You could look at the history of the United States as a continual process of the people our country struggling against the government to gain their freedom, and I don't think that's wrong, but the beauty of it is that somewhere, at least as far back as the Magna Carta and possibly dating all the way to the Exodus, someone built Liberty into the heart of a machine of injustice.

And that, I think, is also the mystery of the Church. The Church (institutional and otherwise) is deeply flawed, but it carries within it the seeds of the Gospel and, although the Church itself is constantly warring against its own purpose, it is also constantly bringing forth the fruits of the Kingdom of God.

Tuesday, August 28, 2007

Stigmata

I've been reading William Short's book Poverty and Joy, an introduction to Franciscan spirituality. As I read today a section discussing the significance of St. Francis' stigmata in the Fransciscan tradition, I found myself thinking about the 1999 movie Stigmata.

The movie is your typical conspiracy-theory/bash-the-Catholic-Church/promote-the-Gospel-of-Thomas piece and isn't too bad as conspiracy-theory/bash-the-Catholic-Church/promote-the-Gospel-of-Thomas movies go. That is, the theology is terrible but the action is good. Of course, I'm not the type who can just let the terrible theology bit pass.

In the movie, a young woman receives the rosary of a devout priest who has recently died and begins manifesting the stigmata in graphic horror-film style. The priest sent by the Vatican to investigate naturally points out that this usually only happens to the holiest of people -- so far, so good. But it turns out that the woman has been possessed, as it were, by the recently deceased priest. OK, so that's wierd, but it still isn't what was really bugging me today.

The thing that was really bugging me is that the reason the priest was possessing this woman was to let someone know where they could find a copy of a gospel that might have been written by Jesus himself -- a gospel which the Catholic Church had attempted to repress. That's the movie-world description of the gospel though the "opening words" reveal it to be the Gospel of Thomas.

Now I have nothing in particular against the Gospel of Thomas. The thing that gets me about this is that the stigmata are, in this movie, completely incidental -- nothing more than a stepping stone to get to the real meat -- the lost book. A sign and symbol of the cross of Christ is used to point to a book that says the Gnostics were right all along. It's something like the Virgin Mary appearing to reveal the location of an ancient book forbidding the veneration of the saints.

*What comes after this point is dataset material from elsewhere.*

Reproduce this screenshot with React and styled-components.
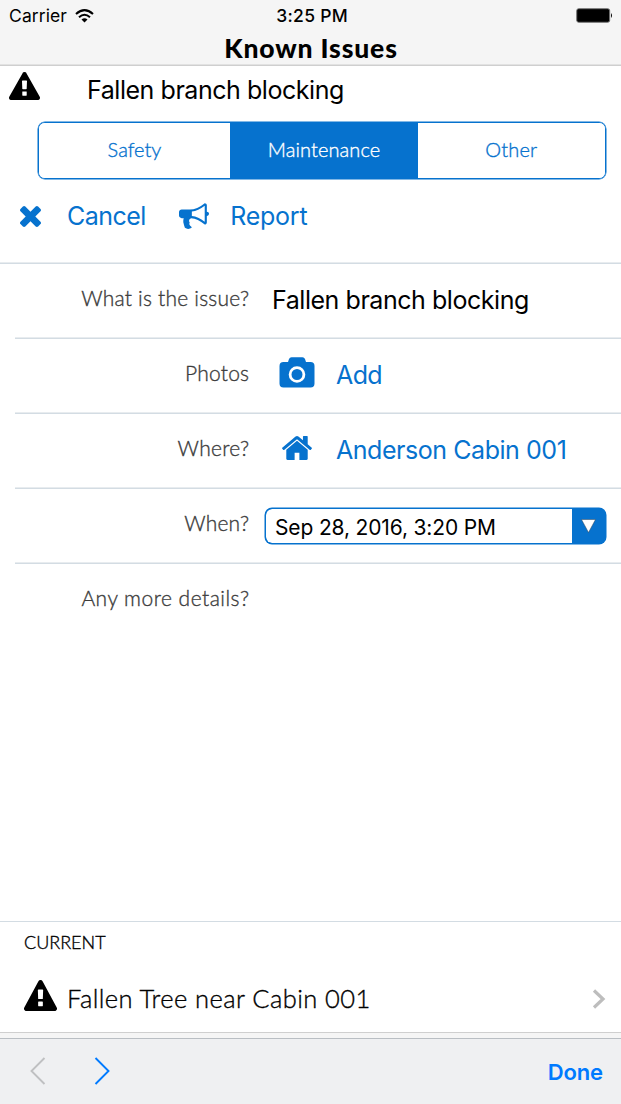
import React from "react";
import styled, { createGlobalStyle } from "styled-components";

const BLUE = "#0672ce";
const system = `Inter, "Liberation Sans", sans-serif`;
const brand = `Lato, "Open Sans", sans-serif`;

const GlobalStyle = createGlobalStyle`
  * { box-sizing: border-box; }
  body { margin: 0; background: #fff; }
  svg { display: block; flex: none; }
  button { border: 0; padding: 0; margin: 0; background: none; font: inherit; color: inherit; letter-spacing: inherit; }
`;

const Screen = styled.main`
  display: flex;
  flex-direction: column;
  width: 621px;
  height: 1104px;
  overflow: hidden;
  background: #fff;
  color: #000;
`;

const Text = styled.span`
  display: inline-block;
  font-family: ${(p) => (p.$brand ? brand : system)};
  font-size: ${(p) => p.$size}px;
  font-weight: ${(p) => p.$weight || (p.$brand ? 300 : 400)};
  -webkit-text-stroke: ${(p) => (p.$brand && !p.$weight ? "0.35px currentColor" : "0")};
  letter-spacing: ${(p) => p.$track || 0}px;
  margin-right: ${(p) => -(p.$track || 0)}px;
  line-height: 32px;
  white-space: nowrap;
`;

const Header = styled.header`
  height: 66px;
  flex: none;
  background: #f5f5f5;
  border-bottom: 1px solid #cfcfcf;
  box-shadow: inset 0 -1px 0 #e2e2e2;
`;

const StatusBar = styled.div`
  display: grid;
  grid-template-columns: 1fr auto 1fr;
  align-items: center;
  height: 32px;
  padding: 0 8px 0 9px;
`;

const Carrier = styled.div`
  display: flex;
  align-items: center;
  gap: 8px;
`;

const Clock = styled.div`
  padding-left: 2px;
`;

const Battery = styled.div`
  justify-self: end;
  padding-bottom: 1px;
`;

const Title = styled.h1`
  display: flex;
  justify-content: center;
  margin: 0;
  height: 32px;
`;

const Summary = styled.div`
  display: flex;
  height: 55px;
  flex: none;
  padding: 6px 9px 0;
  gap: 47px;
`;

const SummaryText = styled.div`
  padding-top: 2px;
`;

const Segments = styled.div`
  display: grid;
  grid-template-columns: 191px 188px 1fr;
  flex: none;
  height: 57px;
  margin: 1px 15.500px 1px 38px;
  border: 1px solid ${BLUE};
  box-shadow: 0 0 0 0.5px ${BLUE};
  border-radius: 7px;
  overflow: hidden;
`;

const Segment = styled.button`
  display: flex;
  justify-content: center;
  padding-top: 10px;
  background: ${(p) => (p.$active ? BLUE : "#fff")};
  color: ${(p) => (p.$active ? "#fff" : BLUE)};
`;

const Actions = styled.div`
  display: flex;
  flex: none;
  height: 84px;
  padding: 20px 20px 0;
  gap: 33px;
  color: ${BLUE};
  border-bottom: 1px solid #d3dce3;
  box-shadow: inset 0 -1px 0 #e8ecef;
`;

const Action = styled.button`
  display: flex;
  height: 32px;
  align-items: center;
  gap: ${(p) => p.$gap}px;
`;

const Form = styled.section`
  flex: 1;
  padding-left: 15px;
`;

const Row = styled.div`
  display: flex;
  align-items: center;
  height: 75px;
  padding: 0 15px 2px 0;
  border-bottom: 1px solid ${(p) => (p.$last ? "transparent" : "#d3dce3")};
  box-shadow: ${(p) => (p.$last ? "none" : "inset 0 -1px 0 #e8ecef")};
`;

const Label = styled.div`
  width: 234px;
  height: 36px;
  flex: none;
  text-align: right;
  color: #3c3c3c;
`;

const Value = styled.div`
  padding-left: 23px;
`;

const LinkValue = styled.button`
  display: flex;
  align-items: center;
  padding-left: 30px;
  color: ${BLUE};
`;

const IconSlot = styled.span`
  display: flex;
  justify-content: center;
  width: 36px;
  height: ${(p) => p.$height}px;
  margin-right: 21px;
`;

const DateSelect = styled.div`
  display: flex;
  flex: 1;
  height: 36px;
  margin: 1px 0.500px 0 15.500px;
  border: 1px solid ${BLUE};
  box-shadow: 0 0 0 0.5px ${BLUE};
  border-radius: 7px;
  overflow: hidden;
  background: ${BLUE};
`;

const DateText = styled.div`
  flex: 1;
  padding: 3px 0 0 9.500px;
  background: #fff;
  border-radius: 6px 0 0 6px;
`;

const DropButton = styled.button`
  display: flex;
  align-items: center;
  justify-content: center;
  width: 33px;
  background: ${BLUE};
`;

const Current = styled.section`
  flex: none;
  height: 112px;
  padding: 4px 15px 0 24px;
  border-top: 1px solid #d3dce3;
  border-bottom: 1px solid #cfcfcf;
`;

const IssueRow = styled.div`
  display: flex;
  align-items: flex-start;
  height: 34px;
  margin-top: 22px;
`;

const IssueName = styled.div`
  flex: 1;
  padding: 2px 0 0 10px;
`;

const Disclosure = styled.div`
  padding-top: 9px;
`;

const Strip = styled.div`
  flex: none;
  height: 5px;
  background: #f5f5f5;
`;

const Toolbar = styled.footer`
  display: flex;
  flex: none;
  align-items: center;
  height: 66px;
  padding: 0 18px 2px 30px;
  gap: 48px;
  background: #eff0f2;
  border-top: 1px solid #b9bec3;
`;

const Done = styled.button`
  margin-left: auto;
  padding-top: 3px;
  color: #007aff;
`;

const Warning = ({ width, height }) => (
  <svg width={width} height={height} viewBox="0 0 1792 1664" preserveAspectRatio="none">
    <path d="M1024 1375v-190q0-14-9.5-23.5t-22.5-9.5h-192q-13 0-22.5 9.5t-9.5 23.5v190q0 14 9.5 23.5t22.5 9.5h192q13 0 22.5-9.5t9.5-23.5zm-2-374l18-459q0-12-10-19-13-11-24-11h-220q-11 0-24 11-10 7-10 21l17 457q0 10 10 16.5t24 6.5h185q14 0 23.5-6.5t10.5-16.5zm-14-934l768 1408q35 63-2 126-17 29-46.5 46t-63.5 17h-1536q-34 0-63.5-17t-46.5-46q-37-63-2-126l768-1408q17-31 47-49t65-18 65 18 47 49z" />
  </svg>
);

const Wifi = () => (
  <svg width="19" height="14" viewBox="0 0 19 14" fill="none" stroke="#000" strokeWidth="2">
    <path d="M1 5Q9.500-2.800 18 5M4 8.200Q9.500 3.200 15 8.200" />
    <path d="M6.500 10.500Q9.500 7.800 12.500 10.500L9.500 13.500Z" fill="#000" stroke="none" />
  </svg>
);

const BatteryIcon = () => (
  <svg width="37" height="15" viewBox="0 0 37 15">
    <rect x=".7" y=".7" width="33" height="13.600" rx="2" stroke="#777" fill="#000" />
    <path d="M35 5Q37 7.500 35 10Z" />
  </svg>
);

const Cross = () => (
  <svg width="21" height="21" viewBox="302 366 1188 1188" fill="currentColor">
    <path d="M1490 1322q0 40-28 68l-136 136q-28 28-68 28t-68-28l-294-294-294 294q-28 28-68 28t-68-28l-136-136q-28-28-28-68t28-68l294-294-294-294q-28-28-28-68t28-68l136-136q28-28 68-28t68 28l294 294 294-294q28-28 68-28t68 28l136 136q28 28 28 68t-28 68l-294 294 294 294q28 28 28 68z" />
  </svg>
);

const Bullhorn = () => (
  <svg width="30" height="30" viewBox="0 0 1792 1792" fill="currentColor">
    <path d="M1664 640q53 0 90.5 37.5t37.5 90.5-37.5 90.5-90.5 37.5v384q0 52-38 90t-90 38q-417-347-812-380-58 19-91 66t-31 100.5 40 92.5q-20 33-23 65.5t6 58 33.5 55 48 50 61.5 50.5q-29 58-111.5 83t-168.5 11.5-132-55.5q-7-23-29.5-87.5t-32-94.5-23-89-15-101 3.5-98.500 22-110.500h-122q-66 0-113-47t-47-113v-192q0-66 47-113t113-47h480q435 0 896-384 52 0 90 38t38 90v384zm-128 604v-954q-394 302-768 343v270q377 42 768 341z" />
  </svg>
);

const Camera = () => (
  <svg width="36" height="31" viewBox="0 0 36 31" fill="currentColor">
    <path d="M4.500 5H9L10 2Q10.700 .3 12.500 .3H23.500Q25.300 .3 26 2L27 5H31.500Q35.500 5 35.500 9V26.500Q35.500 30.500 31.500 30.500H4.500Q.5 30.500 .5 26.500V9Q.5 5 4.500 5Z" />
    <circle cx="18" cy="17.500" r="6.900" fill="none" stroke="#fff" strokeWidth="2.800" />
  </svg>
);

const Home = () => (
  <svg width="30" height="24" viewBox="25 253 1614 1285" preserveAspectRatio="none" fill="currentColor">
    <path d="M1408 992v480q0 26-19 45t-45 19h-384v-384h-256v384h-384q-26 0-45-19t-19-45v-480q0-1 .5-3t.5-3l575-474 575 474q1 2 1 6zm223-69l-62 74q-8 9-21 11h-3q-13 0-21-7l-692-577-692 577q-12 8-24 7-13-2-21-11l-62-74q-8-10-7-23.500t11-21.500l719-599q32-26 76-26t76 26l244 204v-195q0-14 9-23t23-9h192q14 0 23 9t9 23v408l219 182q10 8 11 21.500t-7 23.500z" />
  </svg>
);

const Chevron = ({ left, color }) => (
  <svg width="16" height="28" viewBox="0 0 16 28" fill="none" stroke={color} strokeWidth="1.900">
    <path d={left ? "M14.500 1L1.500 14L14.500 27" : "M1.500 1L14.500 14L1.500 27"} />
  </svg>
);

export default function App() {
  return (
    <Screen>
      <GlobalStyle />
      <Header>
        <StatusBar>
          <Carrier>
            <Text $size={17.500} $track={0.1}>Carrier</Text>
            <Wifi />
          </Carrier>
          <Clock><Text $size={17.500} $weight={500} $track={0.3}>3:25 PM</Text></Clock>
          <Battery><BatteryIcon /></Battery>
        </StatusBar>
        <Title><Text $brand $size={26.500} $weight={900} $track={0.85}>Known Issues</Text></Title>
      </Header>

      <Summary>
        <Warning width={31} height={28} />
        <SummaryText><Text $size={25} $track={-0.45}>Fallen branch blocking</Text></SummaryText>
      </Summary>

      <Segments>
        <Segment><Text $brand $size={20}>Safety</Text></Segment>
        <Segment $active><Text $brand $size={20} $track={0.1}>Maintenance</Text></Segment>
        <Segment><Text $brand $size={20} $track={0.2}>Other</Text></Segment>
      </Segments>

      <Actions>
        <Action $gap={26}><Cross /><Text $size={25} $track={-0.55}>Cancel</Text></Action>
        <Action $gap={21}><Bullhorn /><Text $size={25} $track={-0.25}>Report</Text></Action>
      </Actions>

      <Form>
        <Row>
          <Label><Text $brand $size={21} $track={0.22}>What is the issue?</Text></Label>
          <Value><Text $size={25} $track={-0.45}>Fallen branch blocking</Text></Value>
        </Row>
        <Row>
          <Label><Text $brand $size={21} $track={0.2}>Photos</Text></Label>
          <LinkValue><IconSlot $height={36}><Camera /></IconSlot><Text $size={25} $track={-0.6}>Add</Text></LinkValue>
        </Row>
        <Row>
          <Label><Text $brand $size={21} $track={0.25}>Where?</Text></Label>
          <LinkValue><IconSlot $height={28}><Home /></IconSlot><Text $size={25} $track={-0.45}>Anderson Cabin 001</Text></LinkValue>
        </Row>
        <Row>
          <Label><Text $brand $size={21} $track={0.2}>When?</Text></Label>
          <DateSelect>
            <DateText><Text $size={21} $track={-0.15}>Sep 28, 2016, 3:20 PM</Text></DateText>
            <DropButton>
              <svg width="15" height="14" viewBox="0 0 15 14"><path d="M.5 .5H14.500L7.500 13.500Z" fill="#fff" stroke="#345" strokeWidth=".5" /></svg>
            </DropButton>
          </DateSelect>
        </Row>
        <Row $last>
          <Label><Text $brand $size={21} $track={0.48}>Any more details?</Text></Label>
        </Row>
      </Form>

      <Current>
        <Text $brand $size={18}>CURRENT</Text>
        <IssueRow>
          <Warning width={33} height={31} />
          <IssueName><Text $brand $size={25.500} $track={0.42}>Fallen Tree near Cabin 001</Text></IssueName>
          <Disclosure>
            <svg width="14" height="20" viewBox="0 0 14 20" fill="none" stroke="#bdbdbd" strokeWidth="3.200"><path d="M2 1.500L11 10L2 18.500" /></svg>
          </Disclosure>
        </IssueRow>
      </Current>
      <Strip />
      <Toolbar>
        <Chevron left color="#bfc0c2" />
        <Chevron color="#007aff" />
        <Done><Text $size={22} $weight={600} $track={-0.2}>Done</Text></Done>
      </Toolbar>
    </Screen>
  );
}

But there's something more here that I'm not sure I can quite put my finger on. The whole fascination with lost gospels (Gnostic and otherwise) is a part of it, but so is the evangelical dogmatism about the Bible. We don't want God -- we want a book. We have taken the ad fontes of the Enlightment and run with it until our very relationship to the ancient text has become a reductio ad absurdum argument against the ad fontes approach. If God has not been living and active in the world, what difference could it possibly make what some ancient book says?

Wednesday, August 15, 2007

The Rest of the World

I listened today to a lecture by Marva Dawn which she gave at Seattle Pacific University. (I downloaded for free from iTunes U -- check it out if you haven't already.) Her overall message was about what God is doing through each of us to use us collectively to build up the one body of Christ in and for the world. Good stuff, but you'll have to download and listen for yourself because all I'm sharing here is a joke she used.
A worldwide survey was conducted by the UN. The only question asked was: "Would you please give your honest opinion about solutions to the food shortage in the rest of the world?"

The survey was a huge failure.

In Africa, they didn't know what "food" meant.
In Eastern Europe they didn't know what "honest" meant.
In Western Europe they didn't know what "shortage" meant.
In China they didn't know what "opinion" meant.
In the Middle East they didn't know what "solution" meant.
In South America they didn't know what "please" meant.
And in the US, they didn't know what "the rest of the world" meant.
This is brilliantly targeted at Americans. The humor sucks us in as we laugh at what we know is "wrong with them" and then nails us with what we should know is wrong with us, though most of us still try to point at them even on the last line.

Friday, August 10, 2007

Assurance of Things Hoped For

Reading the Biblical texts for this week, I see the weakness of my faith. I want to look to "an unfailing treasure in heaven" and to "be dressed for action and have [my] lamp lit." But I more often find myself identifying with Abraham, saying, "O Lord God, what will you give me?" For I have not seen the promise.

Sometimes I'm not even sure what the promise is. I look to the God who says "See, I make all things new" (Rev. 21:5), but I don't see everything new. O Lord God, what will you give me, for the world crumbles around me?

I happen to have been reading something today from John Zizioulas where he talks about the tension between the historical and eschatological models of the Church. The Church is on a mission from God in history, but we live at the end of time. That helps me make sense of it all. We're in history and beyond history at the same time.

And this is what the readings for the week offer me. "Now faith is the assurance of things hoped for, the conviction of things not seen." Need encouragement? Here's a list of people who lived in the promise and never saw what they were hoping for. Thanks. That helps a lot.

But it does, really. It shows me that I'm not doing this wrong. I'm not (necessarily) looking for the wrong things. It's not going to be easy. This is our calling.

Tuesday, August 07, 2007

Busy Doing Nothing

Other seed fell among thorns, and the thorns grew up and choked it, and it yielded no grain.
-Mark 4:7
You may have noticed that I haven't posted much lately. That's because I've mostly had not much to say. It's been a busy summer. Too busy. I haven't been busy with the traditional "cares of the world" (money, work, etc.) but with things like vacations, camping trips and so on that are supposed to bring balance. Yet they've thrown me out of my rhythm and my spiritual life has suffered. I've drifted away from God. Time to refocus.